The city is flying the flag in light of the Sochi Winter Olympic Games, where Russia’s anti-gay rights stance has come into focus. On Monday morning, Hamilton joined other cities in flying the flag.
The flag went up at 9 a.m. Within an hour, the mayor’s office received a handful of disapproving calls, Mayor Bob Bratina said.
But he’s not worried about it, he said. The positive calls have outweighed the negative ones.
“I’ll review with security whatever emails come into the mayor’s office and what the level of anger may be,” he said.
Flying the rainbow flag caused a flap in Toronto, where embattled mayor Rob Ford demanded the rainbow banner come down from the city’s flag pole.
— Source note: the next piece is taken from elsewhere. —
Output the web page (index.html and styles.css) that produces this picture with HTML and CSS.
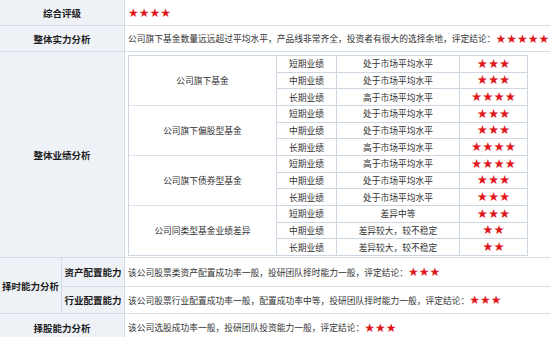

“This is about Olympics,” he said.
“This is about being patriotic to your country. This is not about someone’s sexual preference.”
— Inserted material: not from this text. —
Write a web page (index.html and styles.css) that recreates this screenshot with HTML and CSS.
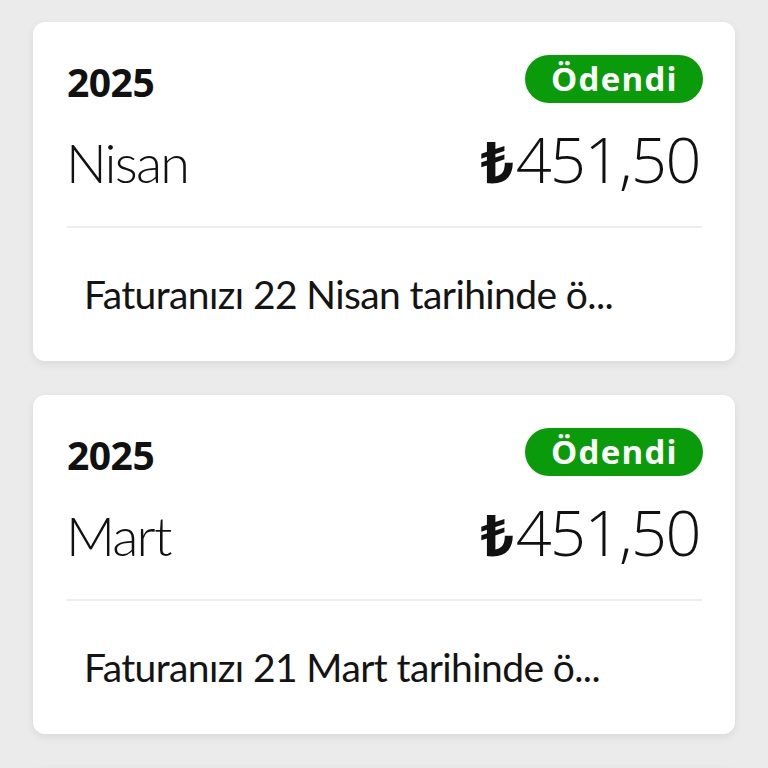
FILE: index.html
```html
<!DOCTYPE html>
<html lang="tr">
  <head>
    <meta charset="UTF-8" />
    <meta name="viewport" content="width=device-width, initial-scale=1.0" />
    <title>Faturalar</title>
    <link rel="stylesheet" href="styles.css">
  </head>
  <body>
    <div class="list">
      <div class="card">
        <div class="top">
          <span class="year">2025</span>
          <span class="badge">Ödendi</span>
        </div>
        <div class="main">
          <span class="month">Nisan</span>
          <span class="amount"><span class="lira">₺</span>451,50</span>
        </div>
        <div class="line"></div>
        <p class="desc">Faturanızı 22 Nisan tarihinde ö...</p>
      </div>

      <div class="card">
        <div class="top">
          <span class="year">2025</span>
          <span class="badge">Ödendi</span>
        </div>
        <div class="main">
          <span class="month">Mart</span>
          <span class="amount"><span class="lira">₺</span>451,50</span>
        </div>
        <div class="line"></div>
        <p class="desc">Faturanızı 21 Mart tarihinde ö...</p>
      </div>

      <div class="card"></div>
    </div>
  </body>
</html>
```
FILE: styles.css
```css
* {
  margin: 0;
  padding: 0;
  box-sizing: border-box;
}

body {
  background: #ebebeb;
  font-family: "Open Sans", "Noto Sans", sans-serif;
  color: #111;
}

.list {
  display: flex;
  flex-direction: column;
  gap: 34px;
  padding: 22px 33px 0;
  height: 768px;
  overflow: hidden;
}

.card {
  background: #fff;
  border-radius: 12px;
  padding: 33px 33px 41px 34px;
  box-shadow: 0 3px 8px rgba(0, 0, 0, 0.08);
  min-height: 339px;
  flex-shrink: 0;
}

.top {
  display: flex;
  justify-content: space-between;
  align-items: flex-start;
  height: 48px;
}

.year {
  font-weight: 700;
  font-size: 39px;
  line-height: 48px;
  padding-top: 3px;
  letter-spacing: -0.5px;
}

.badge {
  background: #099b09;
  color: #fff;
  font-weight: 700;
  font-size: 33px;
  line-height: 48px;
  height: 48px;
  padding: 0 25px 0 26px;
  border-radius: 24px;
  letter-spacing: 1.3px;
  margin-right: -1px;
}

.main {
  display: flex;
  justify-content: space-between;
  align-items: baseline;
  margin-top: 24px;
  height: 64px;
}

.month {
  font-family: Lato, "Open Sans", sans-serif;
  font-weight: 300;
  font-size: 54px;
  line-height: 64px;
  letter-spacing: -1.8px;
  margin-left: -1px;
}

.amount {
  font-weight: 300;
  font-size: 63px;
  line-height: 64px;
  letter-spacing: -1.5px;
  margin-right: 2px;
}

.lira {
  font-weight: 700;
  font-size: 58px;
  margin-right: 3px;
}

.line {
  height: 2px;
  background: #eeeeee;
  margin-top: 35px;
}

.desc {
  font-family: Lato, "Open Sans", sans-serif;
  font-size: 39px;
  line-height: 50px;
  letter-spacing: -0.6px;
  margin-top: 41px;
  padding-left: 17px;
  white-space: nowrap;
  color: #141414;
}
```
The mayor also put a Canadian flag in his office window in protest.
Bratina has no such concerns. The Winter Olympic Games are a chance to highlight a human rights issue, he said.
“It’s a good opportunity to bring forward the issues in a broad context, not simply being angry at the Russians for what they’ve done lately,” he said.
“It’s a good opportunity for the City of Hamilton to show where we stand as a city in terms of equality for everyone.”
Deirdre Pike, a social planner with Hamilton’s Social Planning and Research Council, met with the mayor at 9 a.m. for the flag raising. It was approved on Friday but ice prevented it from being installed.
Pike has heard complaints too, particularly about whether the rainbow flag is taking the place of the Canadian flag. It’s not, she said.
“Of course not,” she said. “Of course city hall is going to follow protocol and keep the Canadian flag the highest flag possible.”